Oracle Text's CONTEXT index type is designed for collections of news articles, technical reports, resumes -- relatively large, coherent documents. This does not describe the majority of database text, which is usually short text fragments -- names, item descriptions, addresses, etc. While a CONTEXT index can be applied to these text fragments, it's usually overkill.
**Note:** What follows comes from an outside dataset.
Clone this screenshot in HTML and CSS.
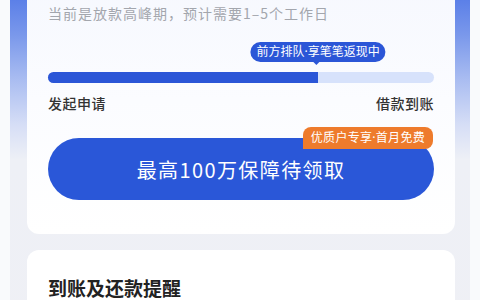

Text fragments need text searching. Since the CONTEXT index is not optimal for fragments, Oracle Text provides a new index type -- a catalog index (CTXCAT). Using a different index structure, the catalog index provides text indexing that is free from maintenance overhead and text searching that has structured query support and faster response time than the context index. CTXCAT indexes work best when text is in "small chunks" and searches need to restrict and/or sort the result set according to certain structured criteria.

Creating a Catalog Index
For example, lets consider an on-line auction site. Each item for sale has a short description, a current bid price and dates for the start and end of the auction. A user might want to see all the records with "antique cabinet" in the description, with a current bid price less than $500 sorted by auction start time.

create table auction (

item_id NUMBER PRIMARY KEY, -- auction item identifier
item_desc VARCHAR2(80), -- free-form item description
price NUMBER, -- current price of the item
start_time DATE -- end time of the auction
end_time DATE -- end time of the auction

)

A CTXCAT index (like a CONTEXT index) is a domain index and supports the "PARAMETERS" clause. A number of possible parameter settings are shared with CONTEXT indexes. These are: LEXER, MEMORY, STOPLIST, STORAGE and WORDLIST. There is a new parameter for CTXCAT: INDEX SET. INDEX SET defines the structured columns that are to be included in the CTXCAT index. Let's say we want to create an index on the item_desc column, but we need to be able to limit the search results by price, and sort by start_time. We create a new INDEX SET, and adding the structured columns to it.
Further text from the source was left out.